In its letter to the CIPC, Just Share claims Ninety One failed to ensure all matters raised by shareholders could be addressed; failed to ensure the AGM was reasonably accessible for electronic participation; and “failed to ensure that the electronic communication employed enabled all persons participating in the AGM to communicate concurrently with each other without an intermediary, and to participate reasonably effectively in the meeting”.
Ninety One CEO Hendrik du Toit says it wasn’t the company’s fault, however. “The failure lay with our platform provider Lumi,” Du Toit tells Currency.
“Because of its own staff members’ error, Lumi did not alert us to the fact that there were shareholder questions, even though we made extra time to take questions. We became aware there was a problem only after the AGM had ended. Lumi subsequently accepted responsibility and apologised.”
Just Share isn’t persuaded. Senior governance analyst Greer Blizzard says the entire meeting was rushed, not just the Q&A section.
“The AGM of a significant dual-listed company only lasting 11 minutes is truly perplexing and raises questions about the company’s approach to shareholder engagement and governance practices,” Blizzard tells Currency.
Du Toit is adamant Ninety One makes every effort to communicate openly and professionally with its shareholders and stakeholders. “It’s not in our interests to do otherwise. Our shareholders are our owners,” he says.
Lumi doesn’t dispute it was the cause of the missing questions. But MD Andrej Vladar assures Currency the problem was due to human error on Lumi’s part “not the technology or platform”.
As for the CIPC, its senior legal adviser Lucinda Steenkamp tells Currency the issue is being dealt with by CIPC investigators and the commission “cannot comment at this point”. However, subsequently the CIPC issued a notice saying it declined to investigate Just Share’s complaint because the complaint did not “allege any facts which, if proven, would constitute grounds for a remedy under the Companies Act, 2008”.
It seems the CIPC was satisfied that Ninety One had answered the questions – even if it was in writing long after the AGM had closed. “This is disappointing because, as we made clear in our complaint, being able to engage with the board in real time is the crux of the AGM, and Ninety One’s AGM denied shareholders the ability to do so,” Blizzard says.
She describes it as a missed opportunity for the CIPC to provide clarity in an area that has caused and continues to cause frustration for shareholders where companies conduct electronic and hybrid AGMs. “While the benefit of electronic AGMs is clear, including making the meetings more accessible, the risks around technical issues are very real.

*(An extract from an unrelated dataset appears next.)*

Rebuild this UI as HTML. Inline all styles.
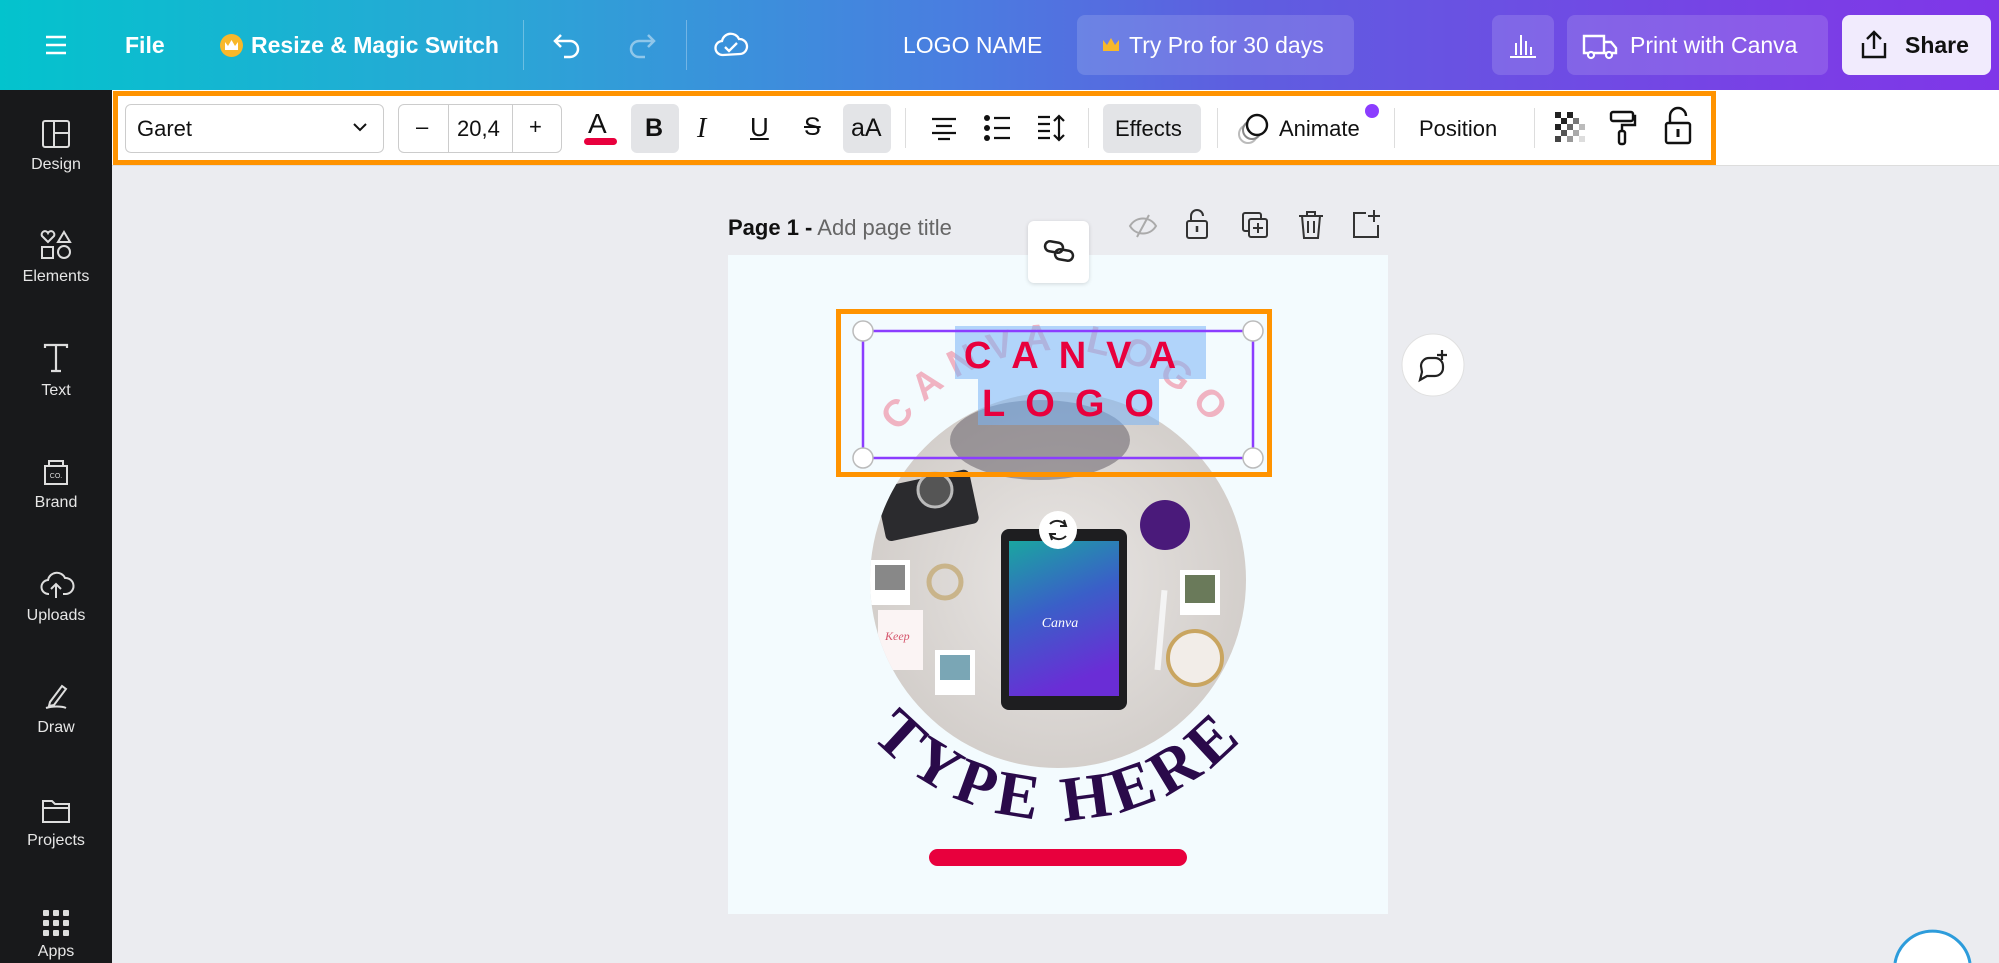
<!DOCTYPE html>
<html><head><meta charset="utf-8"><style>
*{box-sizing:border-box;margin:0;padding:0}
html,body{width:1999px;height:963px;overflow:hidden}
body{font-family:"Liberation Sans",sans-serif;background:#ebecf0;position:relative}
.abs{position:absolute}
#top{left:0;top:0;width:1999px;height:90px;background:linear-gradient(90deg,#03c3cd 0%,#2aa6d6 25%,#4a7de0 48%,#5e5ee0 62%,#7a3fe6 90%,#7f36e8 100%)}
.tw{color:#fff;font-size:23px;font-weight:bold;position:absolute;top:32px}
.btn{position:absolute;border-radius:8px;background:rgba(255,255,255,.14)}
#side{left:0;top:90px;width:112px;height:873px;background:#18191b}
.si{position:absolute;width:112px;text-align:center;color:#e6e6e6;font-size:16px}
#tb{left:112px;top:90px;width:1887px;height:76px;background:#fff;border-bottom:1px solid #ddd}
#ob{left:113px;top:91px;width:1603px;height:74px;border:5px solid #ff9300}
.t{position:absolute;font-size:22px;color:#111}
.sep{position:absolute;top:108px;width:1px;height:40px;background:#ddd}
.gbg{position:absolute;background:#e3e4e7;border-radius:6px}
svg{position:absolute;overflow:visible}
</style></head><body>
<div id="top" class="abs"></div>
<svg style="left:44px;top:34px" width="24" height="22"><path d="M2 3h20M2 11h20M2 19h20" stroke="#fff" stroke-width="2.5"/></svg>
<div class="tw" style="left:125px">File</div>
<div class="abs" style="left:220px;top:34px;width:23px;height:23px;border-radius:50%;background:#f8b82a"></div>
<svg style="left:224px;top:39px" width="15" height="12"><path d="M1 3l3 4 3.5-6 3.5 6 3-4v8H1z" fill="#fff"/></svg>
<div class="tw" style="left:251px">Resize &amp; Magic Switch</div>
<div class="abs" style="left:523px;top:20px;width:1px;height:50px;background:rgba(255,255,255,.3)"></div>
<svg style="left:553px;top:32px" width="30" height="28"><path d="M8 3L2 9l6 6M2 9h15a8 8 0 010 16h-6" stroke="#fff" stroke-width="2.5" fill="none"/></svg>
<svg style="left:626px;top:32px" width="30" height="28"><path d="M22 3l6 6-6 6M28 9H13a8 8 0 000 16h6" stroke="rgba(255,255,255,.45)" stroke-width="2.5" fill="none"/></svg>
<div class="abs" style="left:686px;top:20px;width:1px;height:50px;background:rgba(255,255,255,.3)"></div>
<svg style="left:714px;top:30px" width="34" height="30"><path d="M9 25a7 7 0 01-1-14 9 9 0 0117-2 7 7 0 011 15z" stroke="#fff" stroke-width="2.3" fill="none"/><path d="M11 17l4 4 8-8" stroke="#fff" stroke-width="2.3" fill="none"/></svg>
<div class="tw" style="left:903px;font-weight:normal">LOGO NAME</div>
<div class="btn" style="left:1077px;top:15px;width:277px;height:60px"></div>
<svg style="left:1102px;top:37px" width="18" height="16"><path d="M1 3l4 5 4-7 4 7 4-5v11H1z" fill="#f8b82a"/></svg>
<div class="tw" style="left:1129px;font-weight:normal">Try Pro for 30 days</div>
<div class="btn" style="left:1492px;top:15px;width:62px;height:60px"></div>
<svg style="left:1508px;top:31px" width="30" height="28"><path d="M2 26h26M8 24V12M13 24V4M18 24V10M23 24V16" stroke="#fff" stroke-width="2"/></svg>
<div class="btn" style="left:1567px;top:15px;width:261px;height:60px"></div>
<svg style="left:1582px;top:32px" width="36" height="28"><path d="M2 4h20v17H2zM22 10h7l5 6v5h-12" stroke="#fff" stroke-width="2.4" fill="none"/><circle cx="9" cy="23" r="3" fill="#6b55e5" stroke="#fff" stroke-width="2.2"/><circle cx="27" cy="23" r="3" fill="#6b55e5" stroke="#fff" stroke-width="2.2"/></svg>
<div class="tw" style="left:1630px;font-weight:normal">Print with Canva</div>
<div class="abs" style="left:1842px;top:15px;width:149px;height:60px;border-radius:8px;background:#f1ebfd"></div>
<svg style="left:1859px;top:29px" width="30" height="32"><path d="M4 14v14h22V14M15 20V3M8 10l7-7 7 7" stroke="#111" stroke-width="2.4" fill="none"/></svg>
<div class="tw" style="left:1905px;color:#111">Share</div>

<div id="side" class="abs"></div>
<svg style="left:42px;top:120px" width="28" height="28"><rect x="1" y="1" width="26" height="26" rx="2" stroke="#ddd" stroke-width="2" fill="none"/><path d="M12 1v26M12 13h15" stroke="#ddd" stroke-width="2"/></svg>
<div class="si" style="top:156px">Design</div>
<svg style="left:40px;top:230px" width="32" height="30"><path d="M8 12L2 6a3 3 0 016-3 3 3 0 016 3z" stroke="#ddd" stroke-width="2" fill="none"/><path d="M24 2l6 10H18z" stroke="#ddd" stroke-width="2" fill="none"/><rect x="2" y="17" width="11" height="11" stroke="#ddd" stroke-width="2" fill="none"/><circle cx="24" cy="22" r="6" stroke="#ddd" stroke-width="2" fill="none"/></svg>
<div class="si" style="top:268px">Elements</div>
<svg style="left:42px;top:344px" width="28" height="28"><path d="M3 4V1h22v3M14 1v26M9 27h10" stroke="#ddd" stroke-width="2.2" fill="none"/></svg>
<div class="si" style="top:382px">Text</div>
<svg style="left:42px;top:456px" width="28" height="30"><path d="M3 10h22v18H3zM7 10V5h14v5" stroke="#ddd" stroke-width="2" fill="none"/><text x="14" y="22" font-size="7" fill="#ddd" text-anchor="middle" font-family="Liberation Sans">CO.</text></svg>
<div class="si" style="top:494px">Brand</div>
<svg style="left:40px;top:570px" width="32" height="30"><path d="M9 24a7 7 0 01-1-14 9 9 0 0117-2 7 7 0 011 16h-3M16 28V14M11 19l5-5 5 5" stroke="#ddd" stroke-width="2" fill="none"/></svg>
<div class="si" style="top:607px">Uploads</div>
<svg style="left:42px;top:682px" width="28" height="30"><path d="M4 26c6-2 16-2 20 0M8 20l12-16 4 3-12 16-5 1z" stroke="#ddd" stroke-width="2" fill="none"/></svg>
<div class="si" style="top:719px">Draw</div>
<svg style="left:41px;top:798px" width="30" height="26"><path d="M2 3h9l3 3h14v18H2z" stroke="#ddd" stroke-width="2" fill="none"/><path d="M2 10h26" stroke="#ddd" stroke-width="2"/></svg>
<div class="si" style="top:832px">Projects</div>
<svg style="left:43px;top:910px" width="26" height="26"><g fill="#ddd"><rect x="0" y="0" width="6" height="6" rx="1"/><rect x="10" y="0" width="6" height="6" rx="1"/><rect x="20" y="0" width="6" height="6" rx="1"/><rect x="0" y="10" width="6" height="6" rx="1"/><rect x="10" y="10" width="6" height="6" rx="1"/><rect x="20" y="10" width="6" height="6" rx="1"/><rect x="0" y="20" width="6" height="6" rx="1"/><rect x="10" y="20" width="6" height="6" rx="1"/><rect x="20" y="20" width="6" height="6" rx="1"/></g></svg>
<div class="si" style="top:943px">Apps</div>

<div id="tb" class="abs"></div>
<div id="ob" class="abs"></div>
<div class="abs" style="left:125px;top:104px;width:259px;height:49px;border:1px solid #ccc;border-radius:6px"></div>
<div class="t" style="left:137px;top:116px">Garet</div>
<svg style="left:352px;top:122px" width="16" height="10"><path d="M2 2l6 6 6-6" stroke="#111" stroke-width="2" fill="none"/></svg>
<div class="abs" style="left:398px;top:104px;width:164px;height:49px;border:1px solid #ccc;border-radius:6px"></div>
<div class="abs" style="left:448px;top:104px;width:1px;height:49px;background:#ccc"></div>
<div class="abs" style="left:512px;top:104px;width:1px;height:49px;background:#ccc"></div>
<div class="t" style="left:416px;top:114px">–</div>
<div class="t" style="left:457px;top:116px">20,4</div>
<div class="t" style="left:529px;top:114px">+</div>
<div class="t" style="left:588px;top:108px;font-size:28px">A</div>
<div class="abs" style="left:584px;top:138px;width:33px;height:7px;border-radius:4px;background:#e8003d"></div>
<div class="gbg" style="left:631px;top:104px;width:48px;height:49px"></div>
<div class="t" style="left:645px;top:114px;font-weight:bold;font-size:25px">B</div>
<div class="t" style="left:697px;top:113px;font-family:'Liberation Serif';font-style:italic;font-size:28px">I</div>
<div class="t" style="left:750px;top:112px;font-size:26px;text-decoration:underline">U</div>
<div class="t" style="left:804px;top:113px;font-size:25px;text-decoration:line-through">S</div>
<div class="gbg" style="left:843px;top:104px;width:48px;height:49px"></div>
<div class="t" style="left:851px;top:114px;font-size:25px">aA</div>
<div class="sep" style="left:905px"></div>
<svg style="left:930px;top:116px" width="28" height="24"><path d="M2 3h24M6 10h16M2 17h24M8 23h12" stroke="#111" stroke-width="2.2"/></svg>
<svg style="left:984px;top:114px" width="28" height="28"><g fill="#111"><circle cx="3" cy="4" r="3"/><circle cx="3" cy="14" r="3"/><circle cx="3" cy="24" r="3"/></g><path d="M10 4h16M10 14h16M10 24h16" stroke="#111" stroke-width="2.2"/></svg>
<svg style="left:1036px;top:114px" width="30" height="28"><path d="M2 3h12M2 10h12M2 17h12M2 24h12M23 2v24M18 7l5-5 5 5M18 21l5 5 5-5" stroke="#111" stroke-width="2.2" fill="none"/></svg>
<div class="sep" style="left:1088px"></div>
<div class="gbg" style="left:1103px;top:104px;width:98px;height:49px"></div>
<div class="t" style="left:1115px;top:116px">Effects</div>
<div class="sep" style="left:1217px"></div>
<svg style="left:1238px;top:112px" width="36" height="34"><circle cx="10" cy="22" r="9" stroke="#bbb" stroke-width="2" fill="none"/><circle cx="14" cy="18" r="9" stroke="#888" stroke-width="2" fill="#fff"/><circle cx="19" cy="13" r="10" stroke="#111" stroke-width="2.4" fill="#fff"/></svg>
<div class="t" style="left:1279px;top:116px">Animate</div>
<div class="abs" style="left:1365px;top:104px;width:14px;height:14px;border-radius:50%;background:#8b3dff"></div>
<div class="sep" style="left:1394px"></div>
<div class="t" style="left:1419px;top:116px">Position</div>
<div class="sep" style="left:1534px"></div>
<svg style="left:1555px;top:112px" width="30" height="32"><g fill="#222"><rect x="0" y="0" width="6" height="6"/><rect x="12" y="0" width="6" height="6"/><rect x="6" y="6" width="6" height="6"/><rect x="18" y="6" width="6" height="6" fill="#777"/><rect x="0" y="12" width="6" height="6"/><rect x="12" y="12" width="6" height="6" fill="#666"/><rect x="6" y="18" width="6" height="6" fill="#555"/><rect x="18" y="18" width="6" height="6" fill="#aaa"/><rect x="0" y="24" width="6" height="6" fill="#444"/><rect x="12" y="24" width="6" height="6" fill="#999"/><rect x="24" y="12" width="6" height="6" fill="#bbb"/><rect x="24" y="24" width="6" height="6" fill="#ddd"/></g></svg>
<svg style="left:1609px;top:110px" width="28" height="36"><rect x="2" y="2" width="22" height="9" rx="2" stroke="#111" stroke-width="2.4" fill="none"/><path d="M24 6h2v9H13v6" stroke="#111" stroke-width="2.4" fill="none"/><rect x="10" y="21" width="6" height="13" rx="2" stroke="#111" stroke-width="2.4" fill="none"/></svg>
<svg style="left:1664px;top:108px" width="28" height="38"><path d="M6 15V8a8 8 0 0116 0" stroke="#111" stroke-width="2.4" fill="none"/><rect x="2" y="15" width="24" height="20" rx="2" stroke="#111" stroke-width="2.4" fill="none"/><path d="M14 21v8" stroke="#111" stroke-width="3"/></svg>

<div class="abs" style="left:728px;top:215px;font-size:22px;color:#111"><b>Page 1 -</b> <span style="color:#666">Add page title</span></div>
<svg style="left:1128px;top:213px" width="30" height="26"><path d="M2 13c6-10 20-10 26 0-6 10-20 10-26 0zM9 24L21 2" stroke="#aaa" stroke-width="2" fill="none"/></svg>
<svg style="left:1186px;top:208px" width="22" height="32"><path d="M5 13V8a6 6 0 0112 0" stroke="#333" stroke-width="2" fill="none"/><rect x="1" y="13" width="20" height="17" rx="2" stroke="#333" stroke-width="2" fill="none"/><path d="M11 18v6" stroke="#333" stroke-width="2.5"/></svg>
<svg style="left:1242px;top:212px" width="28" height="28"><rect x="1" y="1" width="18" height="18" rx="2" stroke="#333" stroke-width="2" fill="none"/><rect x="7" y="7" width="18" height="18" rx="2" stroke="#333" stroke-width="2" fill="#ebecf0"/><path d="M16 11v10M11 16h10" stroke="#333" stroke-width="2"/></svg>
<svg style="left:1298px;top:210px" width="26" height="30"><path d="M1 6h24M9 6V2h8v4M4 6l2 22h14l2-22M10 11v12M16 11v12" stroke="#333" stroke-width="2" fill="none"/></svg>
<svg style="left:1352px;top:209px" width="30" height="30"><path d="M14 4H2v24h24V16M22 1v12M16 7h12" stroke="#333" stroke-width="2" fill="none"/></svg>

<div class="abs" style="left:728px;top:255px;width:660px;height:659px;background:#f3fbfe"></div>
<div class="abs" style="left:1028px;top:221px;width:61px;height:62px;background:#fff;border-radius:6px;box-shadow:0 1px 4px rgba(0,0,0,.15)"></div>
<svg style="left:1043px;top:240px" width="32" height="22"><rect x="2" y="2" width="18" height="10" rx="5" stroke="#222" stroke-width="2.5" fill="none" transform="rotate(10 11 7)"/><rect x="12" y="10" width="18" height="10" rx="5" stroke="#222" stroke-width="2.5" fill="none" transform="rotate(10 21 15)"/></svg>

<svg style="left:0;top:0" width="1999" height="963">
<defs>
<clipPath id="c"><circle cx="1058" cy="580" r="188"/></clipPath>
<linearGradient id="scr" x1="0" y1="0" x2="0.3" y2="1"><stop offset="0" stop-color="#1aa6a0"/><stop offset=".5" stop-color="#3a5fc8"/><stop offset="1" stop-color="#6a2dd6"/></linearGradient>
<radialGradient id="mb" cx=".5" cy=".5" r=".6"><stop offset="0" stop-color="#e9e6e4"/><stop offset="1" stop-color="#cfcac6"/></radialGradient>
</defs>
<g clip-path="url(#c)">
<rect x="870" y="392" width="376" height="376" fill="url(#mb)"/>
<ellipse cx="1040" cy="440" rx="90" ry="40" fill="#5b5560" opacity=".5"/>
<rect x="880" y="478" width="95" height="55" rx="6" fill="#2b2b2e" transform="rotate(-12 927 505)"/>
<circle cx="935" cy="490" r="17" fill="#555" stroke="#bbb" stroke-width="3"/>
<circle cx="1165" cy="525" r="25" fill="#4a1a7a"/>
<rect x="1180" y="570" width="40" height="45" fill="#fff"/><rect x="1185" y="575" width="30" height="28" fill="#6a7a5a"/>
<circle cx="1195" cy="658" r="27" fill="#f2ede8" stroke="#c9a560" stroke-width="4"/>
<rect x="870" y="560" width="40" height="45" fill="#fff"/><rect x="875" y="565" width="30" height="25" fill="#888"/>
<rect x="878" y="610" width="45" height="60" fill="#fbf4f4"/>
<text x="885" y="640" font-family="Liberation Serif" font-style="italic" font-size="12" fill="#d5546b">Keep</text>
<circle cx="945" cy="582" r="16" fill="none" stroke="#c9b48a" stroke-width="5"/>
<rect x="935" y="650" width="40" height="45" fill="#fff"/><rect x="940" y="655" width="30" height="25" fill="#7aa6b5"/>
<rect x="1001" y="529" width="126" height="181" rx="8" fill="#1e1e20"/>
<rect x="1009" y="541" width="110" height="155" fill="url(#scr)"/>
<text x="1060" y="627" font-family="Liberation Serif" font-style="italic" font-size="14" fill="#fff" text-anchor="middle">Canva</text>
<rect x="1158" y="590" width="6" height="80" fill="#f4f4f4" transform="rotate(5 1160 630)"/>
</g>
<path id="arcTop" d="M863 545 A195 195 0 0 1 1253 545" fill="none"/>
<text font-family="Liberation Sans" font-weight="bold" font-size="38" fill="#f0a7b8" opacity=".85" letter-spacing="12"><textPath href="#arcTop" startOffset="50%" text-anchor="middle">CANVA LOGO</textPath></text>
<rect x="955" y="326" width="251" height="53" fill="#7ab4f5" opacity=".55"/>
<rect x="978" y="379" width="181" height="46" fill="#7ab4f5" opacity=".55"/>
<text x="1080" y="368" font-family="Liberation Sans" font-weight="bold" font-size="38" fill="#e8003d" text-anchor="middle" letter-spacing="20">CANVA</text>
<text x="1078" y="416" font-family="Liberation Sans" font-weight="bold" font-size="38" fill="#e8003d" text-anchor="middle" letter-spacing="20">LOGO</text>
<rect x="838.5" y="311.5" width="431" height="163" fill="none" stroke="#ff9300" stroke-width="5"/>
<rect x="863" y="331" width="390" height="127" fill="none" stroke="#8b3dff" stroke-width="2.5"/>
<g fill="#fff" stroke="#bbb" stroke-width="1.5"><circle cx="863" cy="331" r="10"/><circle cx="1253" cy="331" r="10"/><circle cx="863" cy="458" r="10"/><circle cx="1253" cy="458" r="10"/></g>
<circle cx="1058" cy="530" r="19" fill="#fff"/>
<path d="M1050 524a10 10 0 0116 2M1066 536a10 10 0 01-16-2M1064 520l2 6-6 0M1052 540l-2-6 6 0" stroke="#222" stroke-width="2" fill="none"/>
<path id="arcB" d="M808 570 A250 250 0 0 0 1308 570" fill="none"/>
<text font-family="Liberation Serif" font-weight="bold" font-size="64" fill="#2a0a4a" letter-spacing="6"><textPath href="#arcB" startOffset="50%" text-anchor="middle">TYPE HERE</textPath></text>
<rect x="929" y="849" width="258" height="17" rx="8.5" fill="#e8003d"/>
<circle cx="1433" cy="365" r="31" fill="#fff" stroke="#e0e0e0"/>
<path d="M1422 372l-2 8 7-4h8a8 8 0 008-8v-2a8 8 0 00-8-8h-6a8 8 0 00-8 8z" stroke="#222" stroke-width="2.2" fill="none"/>
<path d="M1442 350v10M1437 355h10" stroke="#222" stroke-width="2.2"/>
<path d="M1895 963 A38 38 0 0 1 1970 963" fill="#fff" stroke="#2d9cdb" stroke-width="3"/>
</svg>
</body></html>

Technical issues cannot be used as a reason for non-compliance with basic shareholder rights,” she says.
Ensuring corporate accountability
Currency reckons the AGM is a vital part of the corporate landscape, but it is one dealt with far too lightly by many companies and institutional shareholders. So, on behalf of all those indirect shareholders – all of us savers, and members of pension and provident funds – Currency plans to keep closer tabs on AGMs, ranking each according to a variety of criteria.
This will include: ease of accessibility, availability of in-person as well as electronic access, quality of presentation, and a fluid Q&A process allowing for unmoderated and unrestricted questions that are adequately answered.
Additional points will be awarded to those that make the minutes of the meeting (not merely the results of resolutions) available on the company’s website and bonus points to those who provide for guests, including the media.